Information provided ▸

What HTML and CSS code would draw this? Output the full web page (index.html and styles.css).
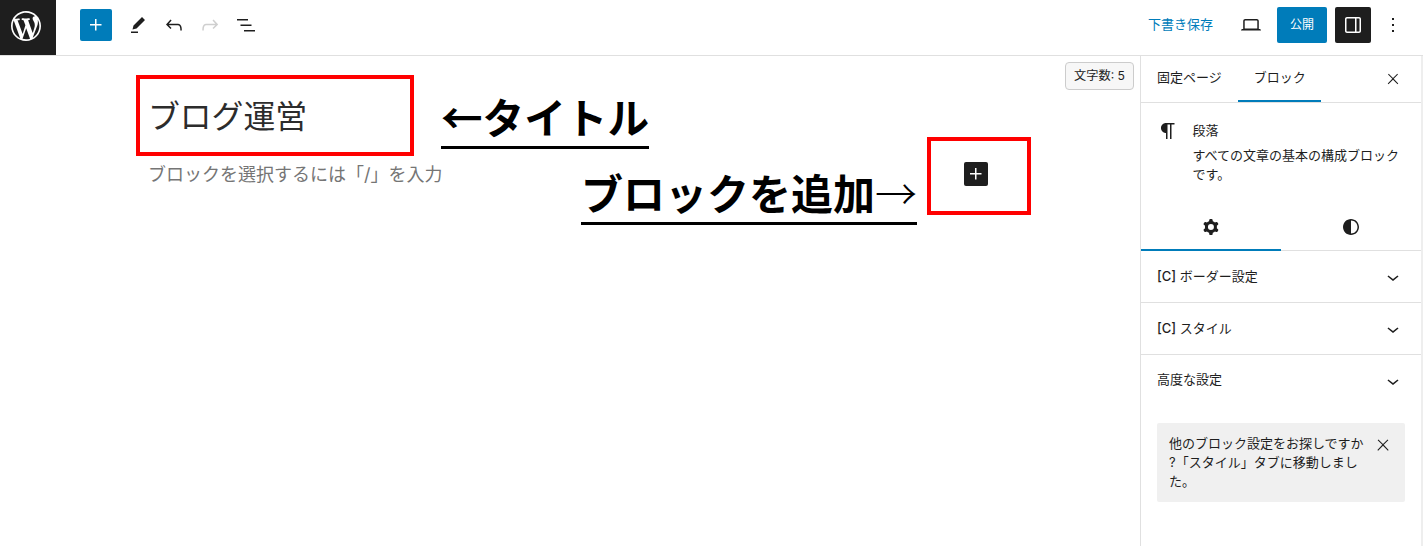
FILE: index.html
```html
<!DOCTYPE html>
<html lang="ja">
<head>
  <meta charset="UTF-8">
  <title>ブログ運営</title>
  <link rel="stylesheet" href="styles.css">
</head>
<body>

<div class="app">
  <header class="topbar">
    <div class="wp-logo">
      <svg width="30" height="30" viewBox="0 0 20 20"><path d="M20 10c0-5.51-4.49-10-10-10C4.48 0 0 4.49 0 10c0 5.52 4.48 10 10 10 5.51 0 10-4.48 10-10zM7.78 15.37L4.37 6.22c.55-.02 1.17-.08 1.17-.08.5-.06.44-1.13-.06-1.11 0 0-1.45.11-2.37.11-.18 0-.37 0-.58-.01C4.12 2.69 6.87 1.11 10 1.11c2.33 0 4.45.87 6.05 2.34-.68-.11-1.65.39-1.65 1.58 0 .74.45 1.36.9 2.1.35.61.55 1.36.55 2.46 0 1.49-1.4 5-1.4 5l-3.03-8.37c.54-.02.82-.17.82-.17.5-.05.44-1.25-.06-1.22 0 0-1.44.12-2.38.12-.87 0-2.33-.12-2.33-.12-.5-.03-.56 1.2-.06 1.22l.92.08 1.26 3.41zM17.41 10c.24-.64.74-1.87.43-4.25.7 1.29 1.05 2.71 1.05 4.25 0 3.29-1.73 6.24-4.4 7.78.97-2.59 1.94-5.2 2.92-7.78zM6.1 18.09C3.12 16.65 1.11 13.53 1.11 10c0-1.3.23-2.48.72-3.59C3.25 10.3 4.67 14.2 6.1 18.09zm4.03-6.63l2.58 6.98c-.86.29-1.76.45-2.71.45-.79 0-1.57-.11-2.29-.33.81-2.38 1.62-4.74 2.42-7.1z"/></svg>
    </div>
    <div class="tools">
      <button class="icon-btn add-btn"><svg width="24" height="24" viewBox="0 0 24 24"><path d="M11 12.5V17.5H12.5V12.5H17.5V11H12.5V6H11V11H6V12.5H11Z"/></svg></button>
      <button class="icon-btn"><svg width="24" height="24" viewBox="0 0 24 24"><path d="m19 7-3-3-8.5 8.5-1 4 4-1L19 7Zm-7 11.5H5V20h7v-1.5Z"/></svg></button>
      <button class="icon-btn"><svg width="24" height="24" viewBox="0 0 24 24"><path d="M18.3 11.7c-.6-.6-1.4-.9-2.3-.9H6.7l2.9-3.3-1.1-1-4.5 5L8.5 16l1-1-2.7-2.7H16c.5 0 .9.2 1.3.5 1 1 1 3.4 1 4.5v.3h1.5v-.2c0-1.5 0-4.3-1.5-5.7z"/></svg></button>
      <button class="icon-btn disabled"><svg width="24" height="24" viewBox="0 0 24 24"><path d="M15.6 6.5l-1.1 1 2.9 3.3H8c-.9 0-1.7.3-2.3.9-1.4 1.5-1.4 4.2-1.4 5.6v.2h1.5v-.3c0-1.1 0-3.5 1-4.5.3-.3.7-.5 1.3-.5h9.2L14.5 15l1.1 1.1 4.6-4.6-4.6-5z"/></svg></button>
      <button class="icon-btn"><svg width="24" height="24" viewBox="0 0 24 24"><path d="M3 6h11v1.5H3V6Zm3.5 5.5h11V13h-11v-1.5ZM21 17H10v1.5h11V17Z"/></svg></button>
    </div>
    <div class="actions">
      <button class="save-btn">下書き保存</button>
      <button class="icon-btn view-btn"><svg width="24" height="24" viewBox="0 0 24 24"><path d="M20.5 16h-.7V8c0-1.1-.9-2-2-2H6.2c-1.1 0-2 .9-2 2v8h-.7c-.8 0-1.5.7-1.5 1.5h20c0-.8-.7-1.5-1.5-1.5zM5.7 8c0-.3.2-.5.5-.5h11.6c.3 0 .5.2.5.5v7.6H5.7V8z"/></svg></button>
      <button class="publish-btn">公開</button>
      <button class="icon-btn panel-btn"><svg width="24" height="24" viewBox="0 0 24 24"><path d="M18 4H6c-1.1 0-2 .9-2 2v12c0 1.1.9 2 2 2h12c1.1 0 2-.9 2-2V6c0-1.1-.9-2-2-2zm-4 14.5H6c-.3 0-.5-.2-.5-.5V6c0-.3.2-.5.5-.5h8v13zm4.5-.5c0 .3-.2.5-.5.5h-2.5v-13H18c.3 0 .5.2.5.5v12z"/></svg></button>
      <button class="icon-btn more-btn"><svg width="24" height="24" viewBox="0 0 24 24"><path d="M13 19h-2v-2h2v2zm0-6h-2v-2h2v2zm0-6h-2V5h2v2z"/></svg></button>
    </div>
  </header>

  <div class="workspace">
    <main class="canvas">
      <div class="post-title">ブログ運営</div>
      <div class="placeholder">ブロックを選択するには「/」を入力</div>

      <div class="word-count">文字数: 5</div>

      <!-- 説明用の注釈 -->
      <div class="red-box title-box"></div>
      <div class="note note-title">←タイトル</div>
      <div class="note note-block">ブロックを追加<span class="thin">→</span></div>
      <div class="red-box block-box">
        <button class="inline-add"><svg width="24" height="24" viewBox="0 0 24 24"><path d="M11 12.5V17.5H12.5V12.5H17.5V11H12.5V6H11V11H6V12.5H11Z"/></svg></button>
      </div>
    </main>

    <aside class="sidebar">
      <div class="side-tabs">
        <div class="side-tab">固定ページ</div>
        <div class="side-tab active">ブロック</div>
        <button class="icon-btn side-close"><svg width="24" height="24" viewBox="0 0 24 24"><path d="M13 11.8l6.1-6.3-1-1-6.1 6.2-6.1-6.2-1 1 6.1 6.3-6.5 6.7 1 1 6.5-6.6 6.5 6.6 1-1z" transform="translate(3.6 3.6) scale(.7)"/></svg></button>
      </div>

      <div class="block-card">
        <svg class="block-icon" width="24" height="24" viewBox="0 0 24 24"><path d="m9.99609 14v-.2251l.00391.0001v6.225h1.5v-14.5h2.5v14.5h1.5v-14.5h3v-1.5h-8.50391c-2.76142 0-5 2.23858-5 5 0 2.7614 2.23858 5 5 5z"/></svg>
        <div class="block-info">
          <div class="block-name">段落</div>
          <div class="block-desc">すべての文章の基本の構成ブロックです。</div>
        </div>
      </div>

      <div class="style-tabs">
        <div class="style-tab active"><svg width="24" height="24" viewBox="0 0 24 24"><path fill-rule="evenodd" d="M10.289 4.836A1 1 0 0111.275 4h1.306a1 1 0 01.987.836l.244 1.466c.787.26 1.503.679 2.108 1.218l1.393-.522a1 1 0 011.216.437l.653 1.13a1 1 0 01-.23 1.273l-1.148.944a6.025 6.025 0 010 2.435l1.149.946a1 1 0 01.23 1.272l-.653 1.13a1 1 0 01-1.216.437l-1.394-.522c-.605.54-1.32.958-2.108 1.218l-.244 1.466a1 1 0 01-.987.836h-1.306a1 1 0 01-.986-.836l-.244-1.466a5.995 5.995 0 01-2.108-1.218l-1.394.522a1 1 0 01-1.217-.436l-.653-1.131a1 1 0 01.23-1.272l1.149-.946a6.026 6.026 0 010-2.435l-1.148-.944a1 1 0 01-.23-1.272l.653-1.131a1 1 0 011.217-.437l1.393.522a5.994 5.994 0 012.108-1.218l.244-1.466zM14.929 12a3 3 0 11-6 0 3 3 0 016 0z"/></svg></div>
        <div class="style-tab"><svg width="24" height="24" viewBox="0 0 24 24"><path d="M12 4c-4.4 0-8 3.6-8 8s3.6 8 8 8 8-3.6 8-8-3.6-8-8-8zm0 14.5V5.5c3.6 0 6.5 2.9 6.5 6.5s-2.9 6.5-6.5 6.5z"/></svg></div>
      </div>

      <div class="panel-row">
        <span><b>[C]</b> ボーダー設定</span>
        <svg width="24" height="24" viewBox="0 0 24 24"><path d="M17.5 11.6L12 16l-5.5-4.4.9-1.2L12 14l4.5-3.6 1 1.2z"/></svg>
      </div>
      <div class="panel-row">
        <span><b>[C]</b> スタイル</span>
        <svg width="24" height="24" viewBox="0 0 24 24"><path d="M17.5 11.6L12 16l-5.5-4.4.9-1.2L12 14l4.5-3.6 1 1.2z"/></svg>
      </div>
      <div class="panel-row last">
        <span>高度な設定</span>
        <svg width="24" height="24" viewBox="0 0 24 24"><path d="M17.5 11.6L12 16l-5.5-4.4.9-1.2L12 14l4.5-3.6 1 1.2z"/></svg>
      </div>

      <div class="notice">
        <p>他のブロック設定をお探しですか<br>?「スタイル」タブに移動しまし<br>た。</p>
        <svg class="notice-close" width="24" height="24" viewBox="0 0 24 24"><path d="M13 11.8l6.1-6.3-1-1-6.1 6.2-6.1-6.2-1 1 6.1 6.3-6.5 6.7 1 1 6.5-6.6 6.5 6.6 1-1z" transform="translate(3 2) scale(.75)"/></svg>
      </div>
    </aside>
  </div>
</div>

</body>
</html>
```

FILE: styles.css
```css
* {
  box-sizing: border-box;
}
html, body {
  height: 100%;
}
body {
  margin: 0;
  background: #fff;
  color: #1e1e1e;
  font-family: Inter, "Noto Sans CJK JP", sans-serif;
  font-size: 13px;
  overflow: hidden;
}
button {
  font: inherit;
  border: none;
  background: none;
  padding: 0;
  cursor: pointer;
}
svg {
  display: block;
  fill: currentColor;
}
.app {
  display: flex;
  flex-direction: column;
  height: 100%;
}

/* header */
.topbar {
  display: flex;
  align-items: center;
  height: 56px;
  border-bottom: 1px solid #e0e0e0;
  flex-shrink: 0;
}
.wp-logo {
  display: flex;
  align-items: center;
  justify-content: center;
  width: 56px;
  height: 55px;
  padding: 0 4px 3px 0;
  background: #1e1e1e;
  color: #fff;
  margin-right: 24px;
}
.tools {
  display: flex;
  align-items: center;
  margin-bottom: 5px;
}
.icon-btn {
  display: flex;
  align-items: center;
  justify-content: center;
  width: 36px;
  height: 36px;
  border-radius: 2px;
  color: #1e1e1e;
}
.add-btn {
  width: 32px;
  height: 32px;
  background: #007cba;
  color: #fff;
  margin-right: 8px;
}
.disabled {
  color: #cfcfcf;
}
.actions {
  display: flex;
  align-items: center;
  margin-left: auto;
  margin-bottom: 5px;
  padding-right: 12px;
}
.save-btn {
  color: #007cba;
  margin-right: 20px;
  padding-bottom: 4px;
}
.view-btn {
  margin-right: 8px;
}
.publish-btn {
  width: 50px;
  height: 36px;
  padding-bottom: 4px;
  background: #007cba;
  color: #fff;
  border-radius: 2px;
  font-size: 12px;
  margin-right: 8px;
}
.panel-btn {
  background: #1e1e1e;
  color: #fff;
  margin-right: 4px;
}

/* editor */
.workspace {
  display: flex;
  flex: 1;
  min-height: 0;
}
.canvas {
  position: relative;
  flex: 1;
  padding: 38px 0 0 148px;
}
.post-title {
  font-size: 31.8px;
  line-height: 46px;
  color: #2c2c2c;
}
.placeholder {
  margin-top: 22px;
  font-size: 18px;
  line-height: 26px;
  color: #757575;
}
.word-count {
  position: absolute;
  top: 6px;
  right: 6px;
  height: 28px;
  padding: 0 8px;
  border: 1px solid #ccc;
  border-radius: 4px;
  background: #f7f7f7;
  font-size: 12.2px;
  line-height: 25px;
}
.red-box {
  position: absolute;
  border: 4px solid #f00;
}
.title-box {
  left: 136px;
  top: 19px;
  width: 278px;
  height: 81px;
}
.block-box {
  display: flex;
  align-items: center;
  justify-content: center;
  left: 927px;
  top: 81px;
  width: 104px;
  height: 78px;
}
.inline-add {
  width: 24px;
  height: 24px;
  margin: 0 7px 4px 0;
  background: #1e1e1e;
  color: #fff;
  border-radius: 2px;
}
.note {
  position: absolute;
  color: #000;
  font-family: "Noto Sans CJK JP", sans-serif;
  font-weight: 700;
  font-size: 42px;
  line-height: 52px;
  white-space: nowrap;
}
.note-title {
  left: 441px;
  top: 34px;
  height: 59px;
  font-size: 41.6px;
  border-bottom: 3px solid #000;
}
.note-block {
  left: 581px;
  top: 110px;
  height: 59px;
  border-bottom: 3px solid #000;
}
.thin {
  font-weight: 300;
}

/* sidebar */
.sidebar {
  width: 283px;
  flex-shrink: 0;
  border-left: 1px solid #e0e0e0;
  border-right: 2px solid #eee;
  background: #fff;
}
.side-tabs {
  display: flex;
  align-items: center;
  height: 47px;
  border-bottom: 1px solid #e0e0e0;
}
.side-tab {
  height: 46px;
  padding: 0 16px;
  line-height: 43px;
}
.side-tab.active {
  padding-right: 15px;
  box-shadow: inset 0 -2px 0 #007cba;
}
.side-close {
  margin-left: auto;
  margin-right: 10px;
}
.block-card {
  display: flex;
  padding: 16px 16px 0;
  height: 102px;
}
.block-icon {
  flex-shrink: 0;
  margin: 0 12.5px 0 -1px;
}
.block-info {
  width: 208px;
}
.block-name {
  line-height: 23px;
}
.block-desc {
  margin-top: 4px;
  line-height: 19px;
}
.style-tabs {
  display: flex;
  height: 46px;
  border-bottom: 1px solid #e0e0e0;
}
.style-tab {
  display: flex;
  align-items: center;
  justify-content: center;
  width: 140px;
  height: 46px;
  padding-bottom: 2px;
}
.style-tab.active {
  box-shadow: inset 0 -2px 0 #007cba;
}
.panel-row {
  display: flex;
  align-items: center;
  justify-content: space-between;
  height: 52px;
  padding: 0 16px;
  border-bottom: 1px solid #e0e0e0;
}
.panel-row span {
  margin-bottom: 3px;
}
.panel-row b {
  font-weight: 500;
}
.panel-row.last {
  border-bottom: none;
}
.panel-row.last span {
  margin-bottom: 5px;
}
.notice {
  display: flex;
  justify-content: space-between;
  margin: 16px 16px 0;
  padding: 11px 10px 11px 12px;
  background: #f0f0f0;
  border-radius: 2px;
}
.notice p {
  margin: 0;
  line-height: 19px;
}
.notice-close {
  flex-shrink: 0;
}
```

Instructions for the task ▸
Using the listing above, pull out all lines that hold the word "index".

Response to this task ▸
What HTML and CSS code would draw this? Output the full web page (index.html and styles.css).
FILE: index.html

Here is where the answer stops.